INDIANAPOLIS (AP) — Longtime state Rep. Jerry Torr will not seek reelection next year to his central Indiana seat and will retire at the end of his current term after 28 years in the Indiana House, he announced Tuesday.

The Carmel Republican represents House District 39, which includes Carmel and southern Westfield in Hamilton County. He has served in the Indiana House since 1996 and is currently chair of the House Judiciary Committee.

Torr said in a news release that he plans to concentrate on his career in title insurance after his term ends next year and that he believes Indiana’s future remains bright.

“During my time as a state representative, we’ve made Indiana one of the most attractive places in the country to start and grow a business, and our local communities continue to reap the rewards through record growth in population, development and opportunity,” he said.

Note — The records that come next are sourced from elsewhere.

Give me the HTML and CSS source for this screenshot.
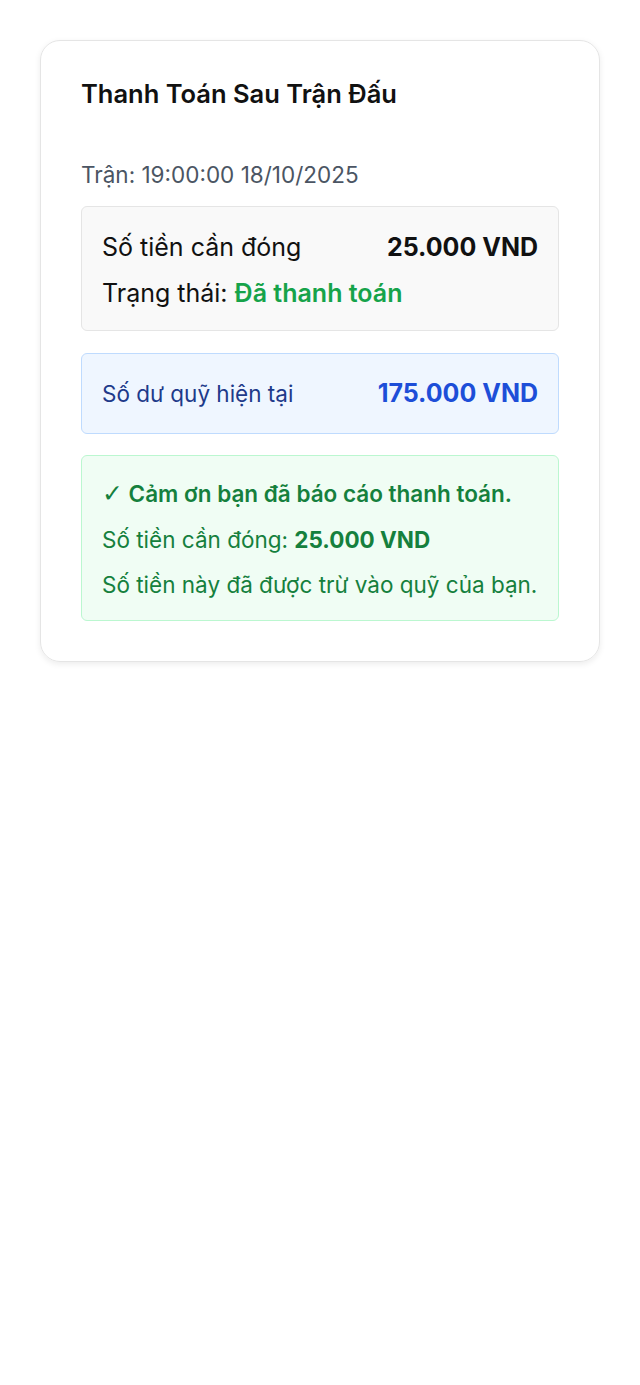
FILE: index.html
```html
<!DOCTYPE html>
<html lang="vi">
<head>
  <meta charset="UTF-8">
  <title>Thanh Toán Sau Trận Đấu</title>
  <link rel="stylesheet" href="styles.css">
</head>
<body>
  <div class="card">
    <h2 class="card-title">Thanh Toán Sau Trận Đấu</h2>

    <div class="match-time">Trận: 19:00:00 18/10/2025</div>

    <div class="box box-info">
      <div class="row">
        <span>Số tiền cần đóng</span>
        <strong>25.000 VND</strong>
      </div>
      <div class="row">
        <span>Trạng thái: <span class="status-paid">Đã thanh toán</span></span>
      </div>
    </div>

    <div class="box box-balance">
      <div class="row">
        <span class="balance-label">Số dư quỹ hiện tại</span>
        <strong class="balance-value">175.000 VND</strong>
      </div>
    </div>

    <div class="box box-success">
      <p class="success-title"><span class="check">✓</span> Cảm ơn bạn đã báo cáo thanh toán.</p>
      <p>Số tiền cần đóng: <strong>25.000 VND</strong></p>
      <p>Số tiền này đã được trừ vào quỹ của bạn.</p>
    </div>
  </div>
</body>
</html>
```

FILE: styles.css
```css
body {
  margin: 0;
  padding: 40px;
  font-family: Inter, "Noto Sans", sans-serif;
  color: #111;
  background: #fff;
}

.card {
  border: 1px solid #e5e5e5;
  border-radius: 20px;
  padding: 40px;
  box-shadow: 0 2px 6px rgba(0, 0, 0, 0.08);
}

.card-title {
  margin: 0 0 53px;
  font-size: 25.5px;
  font-weight: 600;
  line-height: 26px;
}

.match-time {
  font-size: 22.5px;
  line-height: 30px;
  color: #4b5563;
  margin-bottom: 16px;
}

.box {
  border: 1px solid #e5e5e5;
  border-radius: 6px;
  padding: 0 20px;
}

.row {
  display: flex;
  justify-content: space-between;
  align-items: center;
  font-size: 25px;
  line-height: 46px;
}

.row strong {
  font-weight: 700;
}

.box-info {
  background: #f9f9f9;
  padding-top: 17px;
  padding-bottom: 14px;
  margin-bottom: 22px;
}

.status-paid {
  color: #16a34a;
  font-weight: 600;
}

.box-balance {
  background: #eff6ff;
  border-color: #bfdbfe;
  padding-top: 20px;
  padding-bottom: 20px;
  margin-bottom: 21px;
}

.box-balance .row {
  line-height: 39px;
}

.balance-label {
  font-size: 22.5px;
  color: #1e3a8a;
}

.balance-value {
  font-size: 25px;
  color: #1d4ed8;
}

.box-success {
  background: #f0fdf4;
  border-color: #bbf7d0;
  color: #15803d;
  padding-top: 15px;
  padding-bottom: 12px;
}

.box-success p {
  margin: 0;
  font-size: 22.5px;
  line-height: 45.5px;
}

.box-success .success-title {
  font-weight: 600;
}

.check {
  font-family: "DejaVu Sans", sans-serif;
  font-size: 25px;
  font-weight: 400;
}
```
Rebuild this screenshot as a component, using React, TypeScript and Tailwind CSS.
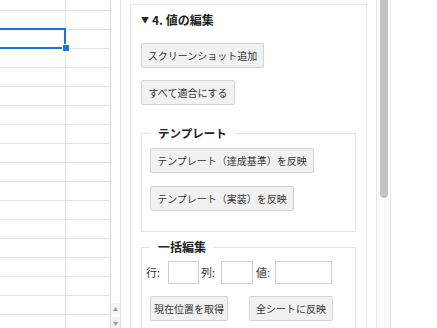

Torr’s district, once a safe Republican seat, has been increasingly competitive in recent years, The Indianapolis Star reported. In November 2022, Torr defeated Democratic challenger Matt McNally by nearly 5 percentage points. McNally has announced plans to run again.

Torr authored legislation in 2012 that made Indiana a so-called right-to-work state by banning unions from collecting mandatory fees from workers. In 2005, he sponsored legislation that moved all of Indiana’s 92 counties to daylight saving time for the first time since most of the state opted out under state and federal legislation passed in the early 1970s.